A young woman wonders if she’s receiving mixed signals. I am only to happy to adjust her antenna and other metaphors…
You’ve got a heck of a conundrum there. It’s tough to tell these days (or any days, really) if someone is interested in you or just wants to touch your arm.
I know I had to send a ton of signals to my future wife back when we were in high school. I started out subtly, by making eyes at her on the sly or passing by her several times a day, including a few awkward times in the women’s locker room.
As that didn’t seem to be working, I tried different tactics. I sent her anonymous notes, scented with her favorite perfume and worded with letters cut out of the local newspaper. They would say sweet, but innocuous things like, “When you turn around, I’ll be the first person you see.” Or, “You look like an angel when you sleep.” Sometimes I would throw her a curveball like, “I borrowed your dog.”
Well, she was obviously flustered and panicked by the extra attention, so much so that she had to take off several days from school. I passed the time by sending her locks of my hair and handcrafted dolls in her likeness.

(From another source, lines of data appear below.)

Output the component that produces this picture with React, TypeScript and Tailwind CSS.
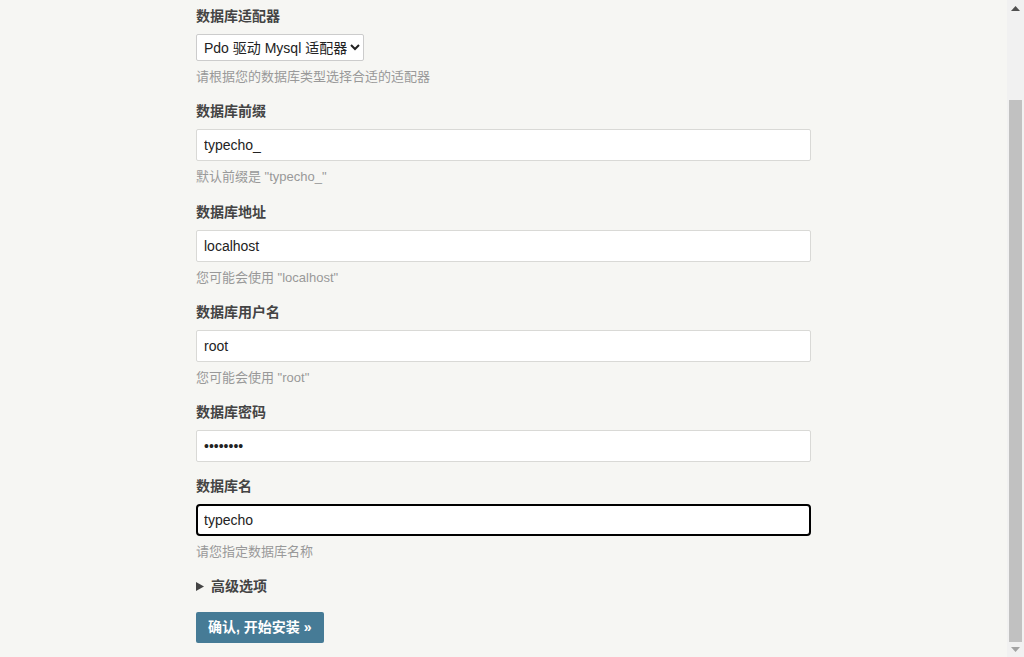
import React from 'react';

const font = { fontFamily: '"Liberation Sans", Arial, "Noto Sans CJK SC", sans-serif' };

function Label({ children }: { children: React.ReactNode }) {
  return <div className="h-[20px] leading-[20px] text-[14px] font-bold text-[#444]">{children}</div>;
}

function Hint({ children }: { children: React.ReactNode }) {
  return <div className="mt-[6px] h-[19px] leading-[19px] text-[13px] text-[#999]">{children}</div>;
}

function Field({ value, type = 'text', focused = false }: { value: string; type?: string; focused?: boolean }) {
  return (
    <input
      readOnly
      type={type}
      defaultValue={value}
      className={
        focused
          ? 'mt-2 block w-full h-[32px] px-[6px] bg-white border-2 border-black rounded-[4px] text-[14px] text-[#222] outline-none'
          : 'mt-2 block w-full h-[32px] px-[7px] bg-white border border-[#d9d9d6] rounded-[2px] text-[14px] text-[#222] outline-none'
      }
      style={font}
    />
  );
}

function Scrollbar() {
  return (
    <div className="w-[17px] h-full bg-[#f1f1f1] flex flex-col items-center">
      <div className="h-[17px] w-full flex items-center justify-center">
        <svg width="9" height="5" viewBox="0 0 9 5"><path d="M4.5 0 L9 5 L0 5 Z" fill="#505050" /></svg>
      </div>
      <div className="mt-[83px] w-[13px] h-[542px] bg-[#c1c1c1]" />
      <div className="flex-1 w-full flex items-center justify-center">
        <svg width="9" height="5" viewBox="0 0 9 5"><path d="M0 0 L9 0 L4.5 5 Z" fill="#a3a3a3" /></svg>
      </div>
    </div>
  );
}

export default function App() {
  return (
    <div className="h-[657px] w-[1024px] overflow-hidden flex bg-[#f6f6f3]" style={font}>
      <div className="flex-1">
        <div className="w-[615px] mx-auto pt-[6px]">
          {/* 适配器 */}
          <Label>数据库适配器</Label>
          <select
            defaultValue="pdo"
            className="mt-2 block h-[27px] w-[168px] pl-[3px] bg-white border border-[#ccc] rounded-[2px] text-[14px] text-[#222]"
            style={font}
          >
            <option value="pdo">Pdo 驱动 Mysql 适配器</option>
          </select>
          <Hint>请根据您的数据库类型选择合适的适配器</Hint>

          <div className="mt-[15px]">
            <Label>数据库前缀</Label>
            <Field value="typecho_" />
            <Hint>默认前缀是 "typecho_"</Hint>
          </div>

          <div className="mt-[16px]">
            <Label>数据库地址</Label>
            <Field value="localhost" />
            <Hint>您可能会使用 "localhost"</Hint>
          </div>

          <div className="mt-[15px]">
            <Label>数据库用户名</Label>
            <Field value="root" />
            <Hint>您可能会使用 "root"</Hint>
          </div>

          <div className="mt-[15px]">
            <Label>数据库密码</Label>
            <Field value="12345678" type="password" />
          </div>

          <div className="mt-[14px]">
            <Label>数据库名</Label>
            <Field value="typecho" focused />
            <Hint>请您指定数据库名称</Hint>
          </div>

          <div className="mt-[15px] h-[20px] flex items-center gap-[7px] text-[14px] font-bold text-[#444]">
            <svg width="8" height="9" viewBox="0 0 8 9"><path d="M0 0 L8 4.5 L0 9 Z" fill="#444" /></svg>
            <span>高级选项</span>
          </div>

          <button
            className="mt-[16px] h-[31px] pl-[12px] pr-[13px] bg-[#467b96] rounded-[2px] text-white text-[14px] font-bold"
            style={font}
          >
            确认, 开始安装 »
          </button>
        </div>
      </div>
      <Scrollbar />
    </div>
  );
}
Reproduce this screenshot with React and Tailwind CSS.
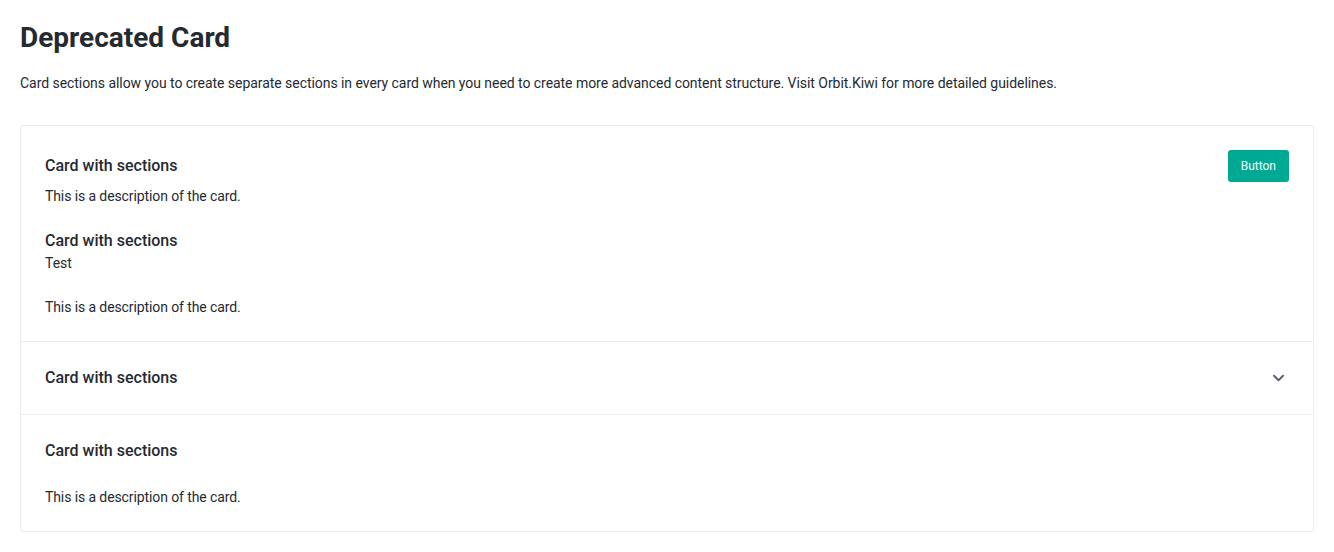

When she returned to school (coinciding with the dismissal of our suddenly overwhelming law enforcement presence), I began to make another, more intense play for her affections.
The first thing I did was switch all my classes so I could have the desk directly behind hers. This was a bit of a struggle, but I was able to maintain my grades. I did draw a few questioning looks during the Home Economics class and was asked to leave the Rhythmic Gymnastics class entirely, but I remained faithful, eventually bringing home a B+ in Advanced Quilting.
It took nearly 18 months but one day I finally got through to her. While I was innocently carving my initials into her wooden leg, she glanced my way. At first she seemed apprehensive and mildly terrified, but as we got to know each other, her face regained some color and she agreed to accompany me to the Fireman’s Ball if I would agree to stop carving things in her leg.
All in all, it was a magical evening. We drank punch, ate tiny sandwiches and danced under the stars (thanks to a recent devastating fire at the VFW, during which most of the firemen were too drunk to put down their drinks and douse the flames). The night went off nearly without a hitch. The lone exception was a small leg fire caused by some careless cigar ashing by the Fire Chief. As we beat out the flames with some alcohol-soaked towels, she asked me if I would mind accompanying her at the Box Social the following Tuesday.
The rest is, as they say, history.
I’m hoping those signals start coming in loud and clear, Ashley. This could be the “one.” A quick hint: take a good look inside your locker or on your person for any anonymous letters or carvings.